Nicole Pedersen-McKinnon is also the editor of AFR Smart Investor magazine. | October 14 2009 | The Sydney Morning Herald & The Age (subscribe)

It's the question on everybody's lips now that interest rates have started going up: should I fix my mortgage?

The answer is no – and certainly not all of it. Here's why.

When you fix your rate, you're essentially betting that you know better than your bank the future direction of interest rates – and they have teams of economists and strategists calculating these things.

Unfortunately, banks have seen this rise coming from a mile away (or else they've just been keen for a bit of extra profit – you be the judge). They've been steadily raising fixed rates for some nine months already.

So if the prospect of paying an extra $46 a month on a $300,000 variable mortgage has you thinking of locking in, be aware that fixing for three years today would cause your repayments to instantly leap $351.

While the average standard variable rate after last week's rise is still only about 5.5 per cent, infochoice says the average three-year fix is already 7.14 per cent.

Sure, variable rates will probably get to 7.14 per cent in the next three years but not soon.
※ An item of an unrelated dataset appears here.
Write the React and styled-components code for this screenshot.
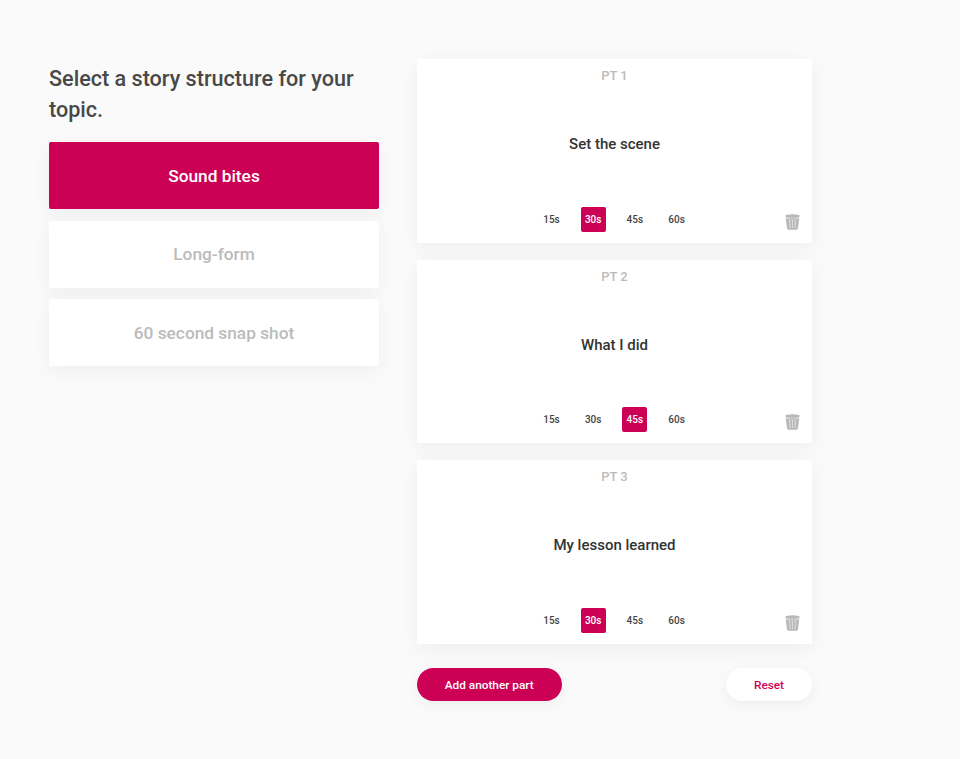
import React from "react"
import styled, { createGlobalStyle } from "styled-components"

const pink = "#cc0055"

const GlobalStyle = createGlobalStyle`
  html, body {
    margin: 0;
    padding: 0;
    background: #fafafa;
    font-family: Roboto, "Liberation Sans", sans-serif;
  }
`

const Page = styled.div`
  display: flex;
  align-items: flex-start;
  gap: 38px;
  width: 960px;
  height: 759px;
  box-sizing: border-box;
  padding: 59px 0 0 49px;
  overflow: hidden;
`

const LeftColumn = styled.div`
  width: 330px;
  display: flex;
  flex-direction: column;
`

const Heading = styled.h1`
  margin: 4px 0 17px;
  font-size: 21.6px;
  line-height: 31px;
  font-weight: 500;
  color: #484848;
`

const Options = styled.div`
  display: flex;
  flex-direction: column;
  gap: 11.5px;
`

const Option = styled.div`
  height: 67px;
  display: flex;
  align-items: center;
  justify-content: center;
  border-radius: 2px;
  font-size: 17.3px;
  font-weight: 500;
  color: ${p => (p.$active ? "#fff" : "#bbb")};
  background: ${p => (p.$active ? pink : "#fff")};
  box-shadow: 0 5px 20px rgba(0, 0, 0, 0.05);
`

const RightColumn = styled.div`
  width: 395px;
  display: flex;
  flex-direction: column;
`

const Parts = styled.div`
  display: flex;
  flex-direction: column;
  gap: 17px;
`

const PartCard = styled.div`
  height: 183.5px;
  box-sizing: border-box;
  padding-top: 9px;
  background: #fff;
  display: flex;
  flex-direction: column;
  align-items: center;
  box-shadow: 0 5px 20px rgba(0, 0, 0, 0.05);
`

const PartLabel = styled.div`
  font-size: 13px;
  line-height: 15px;
  font-weight: 500;
  color: #bbb;
`

const PartTitle = styled.div`
  margin-top: 52px;
  font-size: 15px;
  line-height: 18px;
  font-weight: 500;
  color: #333;
`

const Footer = styled.div`
  width: 100%;
  box-sizing: border-box;
  margin-top: 53.5px;
  display: flex;
  align-items: center;
  justify-content: space-between;
  padding: 0 12px 0 0;
`

const Times = styled.div`
  margin-left: 122px;
  display: flex;
  gap: 16.7px;
`

const Time = styled.div`
  width: 25px;
  height: 25px;
  display: flex;
  align-items: center;
  justify-content: center;
  border-radius: 2px;
  font-size: 10px;
  font-weight: 500;
  color: ${p => (p.$active ? "#fff" : "#444")};
  background: ${p => (p.$active ? pink : "transparent")};
`

const TrashButton = styled.div`
  display: flex;
  margin-top: 5px;
`

const Actions = styled.div`
  margin-top: 24.5px;
  display: flex;
  justify-content: space-between;
`

const Pill = styled.div`
  height: 33px;
  width: ${p => p.$width}px;
  display: flex;
  align-items: center;
  justify-content: center;
  border-radius: 17px;
  font-size: 11.8px;
  font-weight: 500;
  color: ${p => (p.$primary ? "#fff" : pink)};
  background: ${p => (p.$primary ? pink : "#fff")};
  box-shadow: 0 4px 14px rgba(0, 0, 0, 0.05);
`

const TrashIcon = () => (
  <svg width="15" height="16" viewBox="0 0 15 16">
    <ellipse cx="7.5" cy="2" rx="7.3" ry="1.7" fill="#b9b9b9" />
    <path d="M.6 3.4h13.8L13 14.2c-.2 1.1-1 1.6-2 1.6H4c-1 0-1.8-.5-2-1.6z" fill="#b9b9b9" />
    <path d="M1.2 4.3c3 1 9.600 1 12.600 0" stroke="#e6e6e6" strokeWidth=".7" fill="none" />
    <path d="M4.600 6l.4 8M7.500 6v8M10.400 6l-.4 8" stroke="#e0e0e0" strokeWidth=".9" fill="none" />
  </svg>
)

const options = ["Sound bites", "Long-form", "60 second snap shot"]

const parts = [
  { label: "PT 1", title: "Set the scene", active: "30s" },
  { label: "PT 2", title: "What I did", active: "45s" },
  { label: "PT 3", title: "My lesson learned", active: "30s" },
]

const times = ["15s", "30s", "45s", "60s"]

const App = () => {
  return (
    <Page>
      <GlobalStyle />
      <LeftColumn>
        <Heading>Select a story structure for your topic.</Heading>
        <Options>
          {options.map((o, i) => (
            <Option key={o} $active={i === 0}>{o}</Option>
          ))}
        </Options>
      </LeftColumn>
      <RightColumn>
        <Parts>
          {parts.map(part => (
            <PartCard key={part.label}>
              <PartLabel>{part.label}</PartLabel>
              <PartTitle>{part.title}</PartTitle>
              <Footer>
                <Times>
                  {times.map(t => (
                    <Time key={t} $active={t === part.active}>{t}</Time>
                  ))}
                </Times>
                <TrashButton><TrashIcon /></TrashButton>
              </Footer>
            </PartCard>
          ))}
        </Parts>
        <Actions>
          <Pill $primary $width={144.5}>Add another part</Pill>
          <Pill $width={86}>Reset</Pill>
        </Actions>
      </RightColumn>
    </Page>
  )
}

export default App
And to come out ahead with such an expensive fix, you require them to get there quickly and keep going far beyond.

In fact, modelling by Canstar Cannex shows you actually need the variable rate to surpass 11 per cent by the beginning of the third year to make up for the excess repayments you will make in the beginning.

Which brings me to the second reason not to fix. When you do so, your higher outlay goes not to you as chunks off your principal but to your bank as interest payments. You lose the ability to take advantage, through extra repayments, of interest rates that are still at generational lows – but you are out of pocket anyway.

Staying variable and paying that same amount extra would slash your total loan interest rather than upping your bank's.

Yes, rates are now on the increase – and unexpectedly strong employment numbers could mean that happens a little faster than some expected – but we are still a full 4 percentage points below the level of only a little more than a year ago.

As the Government's been quick to point out, that equates to a saving of some $700 a month on a $300,000 mortgage. If you keep throwing this amount on your mortgage – and, hypothetically speaking, rates freeze where they are for the remainder of it – that would save you $121,000 in interest.

But making the most of such a dramatic rate discount that lasts for even a year or two could see you ahead by tens of thousands of dollars. Remember: every extra dollar you repay is a dollar on which you will never again pay interest and paying extra is much easier to do when rates are low.

If you're truly worried about your ability to meet higher repayments, you might consider fixing a maximum of half your mortgage. This way you have some repayment certainty but also a variable component that would benefit if rate rises are slower and smaller than forecast.

Just bear in mind research by Merrill Lynch that shows consumers on the variable interest rate have come out ahead of those on a three-year fix in 83 per cent of cases during the past two decades.

Meanwhile, we are still looking at the best opportunity to repay debt in four decades. If you stay variable and pay extra, you can use it to your advantage.